— Problem statement —
Collect each line of the records containing the string "Tailwind".

— Task data —
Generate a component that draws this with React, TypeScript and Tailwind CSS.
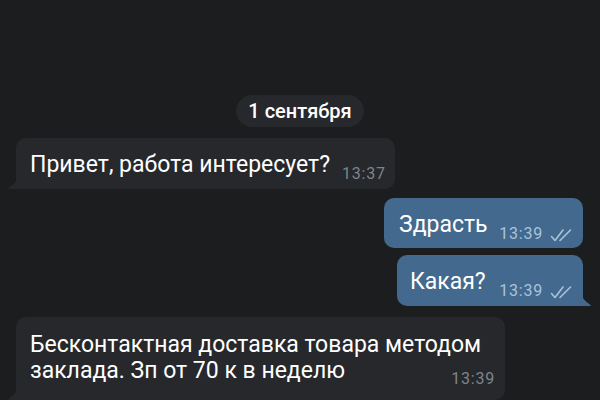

...

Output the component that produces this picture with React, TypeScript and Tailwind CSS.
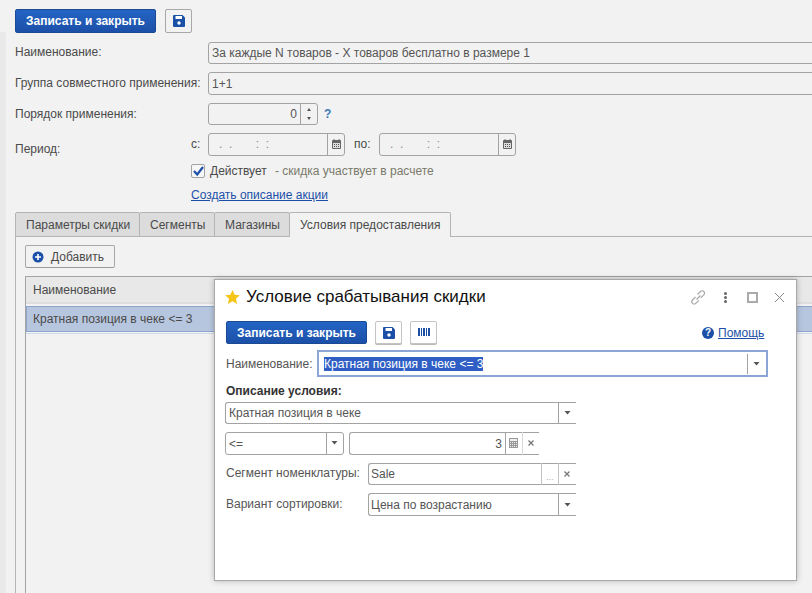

---

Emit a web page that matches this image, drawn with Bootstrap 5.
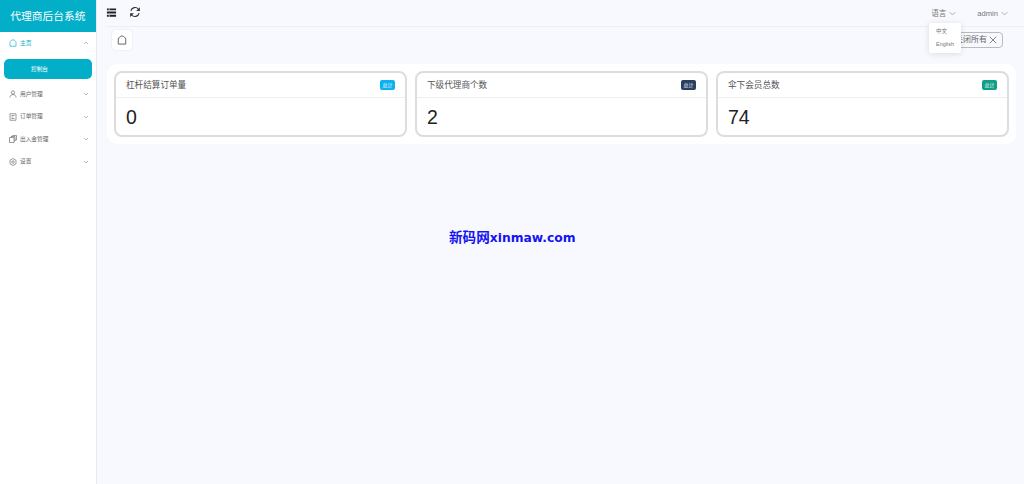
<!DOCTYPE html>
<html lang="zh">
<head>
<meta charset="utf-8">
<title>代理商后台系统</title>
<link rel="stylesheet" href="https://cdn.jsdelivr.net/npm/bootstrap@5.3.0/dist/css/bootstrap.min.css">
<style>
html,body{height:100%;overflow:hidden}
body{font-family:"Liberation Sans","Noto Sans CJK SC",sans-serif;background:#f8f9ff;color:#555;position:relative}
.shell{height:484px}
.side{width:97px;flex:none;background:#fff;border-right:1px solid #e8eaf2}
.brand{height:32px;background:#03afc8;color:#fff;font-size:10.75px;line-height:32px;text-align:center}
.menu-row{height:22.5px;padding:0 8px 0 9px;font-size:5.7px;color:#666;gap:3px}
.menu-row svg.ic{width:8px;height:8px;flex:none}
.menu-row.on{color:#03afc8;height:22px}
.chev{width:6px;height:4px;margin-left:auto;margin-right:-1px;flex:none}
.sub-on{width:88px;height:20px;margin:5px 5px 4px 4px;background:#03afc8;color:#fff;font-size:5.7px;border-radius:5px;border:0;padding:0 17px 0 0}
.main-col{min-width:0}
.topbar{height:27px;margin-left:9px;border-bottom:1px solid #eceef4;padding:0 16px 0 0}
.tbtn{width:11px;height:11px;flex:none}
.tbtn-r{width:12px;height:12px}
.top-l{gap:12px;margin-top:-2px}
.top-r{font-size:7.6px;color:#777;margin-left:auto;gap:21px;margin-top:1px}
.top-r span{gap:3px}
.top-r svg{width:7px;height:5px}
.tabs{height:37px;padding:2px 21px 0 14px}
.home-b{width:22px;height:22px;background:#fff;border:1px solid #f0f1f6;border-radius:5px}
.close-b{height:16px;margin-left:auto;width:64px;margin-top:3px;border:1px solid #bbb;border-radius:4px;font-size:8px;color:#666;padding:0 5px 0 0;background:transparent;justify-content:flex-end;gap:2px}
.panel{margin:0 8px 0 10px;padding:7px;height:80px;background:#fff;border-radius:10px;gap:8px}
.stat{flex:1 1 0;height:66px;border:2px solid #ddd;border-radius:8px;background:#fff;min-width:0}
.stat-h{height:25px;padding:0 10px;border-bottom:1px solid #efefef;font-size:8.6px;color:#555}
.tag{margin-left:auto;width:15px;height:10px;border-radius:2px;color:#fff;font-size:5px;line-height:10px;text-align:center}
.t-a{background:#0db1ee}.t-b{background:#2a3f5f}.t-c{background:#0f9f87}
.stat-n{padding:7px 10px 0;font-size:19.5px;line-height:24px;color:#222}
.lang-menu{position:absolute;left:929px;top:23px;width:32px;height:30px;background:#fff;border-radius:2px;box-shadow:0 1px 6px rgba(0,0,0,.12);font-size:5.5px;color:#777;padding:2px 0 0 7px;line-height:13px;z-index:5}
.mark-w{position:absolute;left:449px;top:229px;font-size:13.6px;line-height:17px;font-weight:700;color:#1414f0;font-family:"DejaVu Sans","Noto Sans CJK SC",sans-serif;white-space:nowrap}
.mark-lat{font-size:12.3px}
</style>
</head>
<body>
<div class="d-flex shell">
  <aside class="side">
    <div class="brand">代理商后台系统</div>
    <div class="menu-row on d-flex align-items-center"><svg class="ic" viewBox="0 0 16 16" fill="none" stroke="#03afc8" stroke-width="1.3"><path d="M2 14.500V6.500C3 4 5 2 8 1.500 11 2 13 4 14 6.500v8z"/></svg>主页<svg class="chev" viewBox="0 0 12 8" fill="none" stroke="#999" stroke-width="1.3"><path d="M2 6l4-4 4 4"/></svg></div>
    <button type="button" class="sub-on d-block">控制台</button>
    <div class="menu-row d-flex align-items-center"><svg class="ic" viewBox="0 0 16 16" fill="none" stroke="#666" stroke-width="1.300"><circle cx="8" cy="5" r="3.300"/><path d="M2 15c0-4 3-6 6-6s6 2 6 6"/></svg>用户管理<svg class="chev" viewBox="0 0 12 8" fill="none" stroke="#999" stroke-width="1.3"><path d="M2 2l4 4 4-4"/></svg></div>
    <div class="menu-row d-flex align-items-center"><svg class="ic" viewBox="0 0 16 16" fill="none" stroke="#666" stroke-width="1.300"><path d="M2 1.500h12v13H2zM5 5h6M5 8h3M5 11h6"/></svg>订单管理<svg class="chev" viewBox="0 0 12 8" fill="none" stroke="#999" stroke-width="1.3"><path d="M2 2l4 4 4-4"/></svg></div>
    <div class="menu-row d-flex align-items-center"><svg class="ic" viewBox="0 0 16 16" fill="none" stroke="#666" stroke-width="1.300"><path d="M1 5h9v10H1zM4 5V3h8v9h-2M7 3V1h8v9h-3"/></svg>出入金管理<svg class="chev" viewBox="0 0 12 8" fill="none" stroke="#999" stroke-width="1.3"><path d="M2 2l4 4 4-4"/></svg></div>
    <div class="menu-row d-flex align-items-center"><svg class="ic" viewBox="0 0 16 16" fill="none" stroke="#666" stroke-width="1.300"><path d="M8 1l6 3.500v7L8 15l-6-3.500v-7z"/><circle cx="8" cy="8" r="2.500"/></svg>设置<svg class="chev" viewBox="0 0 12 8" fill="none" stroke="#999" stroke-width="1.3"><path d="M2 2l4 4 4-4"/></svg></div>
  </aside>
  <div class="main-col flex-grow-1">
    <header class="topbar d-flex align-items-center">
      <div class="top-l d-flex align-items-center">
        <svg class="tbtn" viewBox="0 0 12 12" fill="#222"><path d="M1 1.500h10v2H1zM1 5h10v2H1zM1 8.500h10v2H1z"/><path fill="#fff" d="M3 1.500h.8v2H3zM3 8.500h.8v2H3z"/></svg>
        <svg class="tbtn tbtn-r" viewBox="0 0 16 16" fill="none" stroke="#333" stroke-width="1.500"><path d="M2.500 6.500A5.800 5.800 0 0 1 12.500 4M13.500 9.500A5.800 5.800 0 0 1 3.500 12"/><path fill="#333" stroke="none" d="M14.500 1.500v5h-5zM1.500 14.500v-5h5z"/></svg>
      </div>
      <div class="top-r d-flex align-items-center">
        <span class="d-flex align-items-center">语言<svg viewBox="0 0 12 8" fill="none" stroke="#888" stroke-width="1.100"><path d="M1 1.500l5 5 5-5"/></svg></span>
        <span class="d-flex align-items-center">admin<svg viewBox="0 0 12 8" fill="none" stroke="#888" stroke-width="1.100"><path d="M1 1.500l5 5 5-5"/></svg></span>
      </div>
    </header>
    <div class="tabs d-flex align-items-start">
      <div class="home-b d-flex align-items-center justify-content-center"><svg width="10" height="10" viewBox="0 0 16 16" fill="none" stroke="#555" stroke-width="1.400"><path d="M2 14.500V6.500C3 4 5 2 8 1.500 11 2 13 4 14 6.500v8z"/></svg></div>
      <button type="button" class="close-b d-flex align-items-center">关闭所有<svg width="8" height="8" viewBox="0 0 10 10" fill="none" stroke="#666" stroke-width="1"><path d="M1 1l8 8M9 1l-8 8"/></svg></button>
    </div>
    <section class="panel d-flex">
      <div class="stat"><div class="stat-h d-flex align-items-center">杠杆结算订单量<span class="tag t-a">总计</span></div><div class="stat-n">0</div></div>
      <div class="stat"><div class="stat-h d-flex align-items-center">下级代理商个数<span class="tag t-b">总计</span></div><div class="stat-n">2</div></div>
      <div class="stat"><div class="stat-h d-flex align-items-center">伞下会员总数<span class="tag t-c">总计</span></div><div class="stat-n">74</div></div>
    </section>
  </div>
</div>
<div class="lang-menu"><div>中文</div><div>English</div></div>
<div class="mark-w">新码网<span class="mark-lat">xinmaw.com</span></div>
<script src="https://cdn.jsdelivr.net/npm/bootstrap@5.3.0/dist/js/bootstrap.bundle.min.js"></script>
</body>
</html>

— Answer for the task —
Generate a component that draws this with React, TypeScript and Tailwind CSS.
Output the component that produces this picture with React, TypeScript and Tailwind CSS.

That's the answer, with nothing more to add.